Cuba como efecto colateral
En la guerra de Irak, y en los conflictos generados a su alrededor, tiene lugar, también, el enfrentamiento entre dos maneras de entender el mundo y la política: los que provienen de la guerra fría y aquellos capaces de renovar su actuación ante los nuevos escenarios. Acaso serían propios de la guerra fría la insistencia de George W. Bush en perfilar un mundo bipolar en los bloques del Bien y el Mal o su manera de enfrentar el terrorismo. Al mismo tiempo, alianzas tan singulares como la de Francia, Alemania, China y Rusia, o las manifestaciones de los últimos meses, representarían la apertura de otros caminos hacia una nueva política global.
En Cuba, país que vivió bajo extraordinarias circunstancias la era comunista, y que hoy sobrevive bajo complicadas situaciones a la caída del imperio que la sostenía, resuenan también los ecos de las antiguas políticas junto a tímidos intentos de dibujar bajo otros planos la futura convivencia de ese país fracturado. Así, mientras el mundo clamaba por el fin de la guerra en Irak, se negociaba en el Congreso norteamericano el ablandamiento del embargo, y la disidencia interna había alcanzado unas cotas desconocidas de presencia internacional, la respuesta de "socialismo inamovible" dictada por el Gobierno cubano, el viejo estilo de la diplomacia norteamericana, y la posición cavernícola de la ultraderecha cubana de Miami (capaz de lanzar el pasado domingo una marcha a favor del bloqueo, de la guerra en Irak, y ¡contra el proyecto Varela, de la disidencia interna!) parecían retroceder a la edad de piedra del Muro de Berlín y devolver al país a sus opciones extremas de Patria o Muerte, Conmigo o Contra Mí, Intransigencia o Diálogo.
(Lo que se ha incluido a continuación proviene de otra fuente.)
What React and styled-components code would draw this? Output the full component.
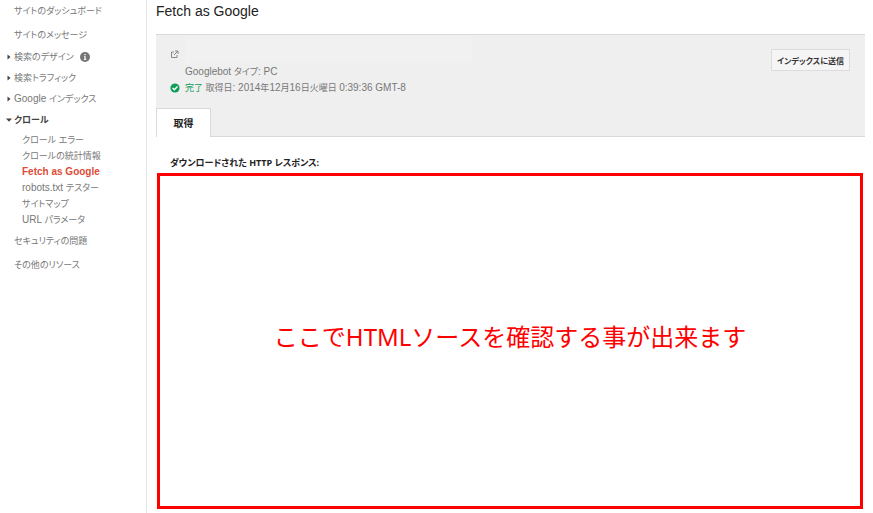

Como colofón a todo esto, una batida represiva con el saldo de ochenta presos de conciencia, jalonados entre la imprudente inmunidad de la diplomacia norteamericana y la absoluta impunidad del régimen cubano. Para los que, como es mi caso, entendemos que la disidencia con el Gobierno cubano no vulnera necesariamente la esperanza de una posibilidad progresista para el futuro, que izquierda y dictadura no pueden ser jamás sinónimos en una nueva política, y que la apuesta por la democracia en Cuba no puede hipotecarse, bajo ningún concepto, con una intervención militar de Estados Unidos, los recientes encarcelamientos resultan, si cabe, aún más desoladores y la respuesta ante ellos ha de ser aún más inequívoca.
Hay que denostarlos, con toda entereza, y abogar, sin el menor titubeo, por la inmediata liberación de esas ochenta personas. Si un Estado, con una concentración tan absoluta de poder como el cubano, no es capaz de tolerar ochenta voces discordantes, ello no es síntoma de su fortaleza, sino de una preocupante y provocadora debilidad.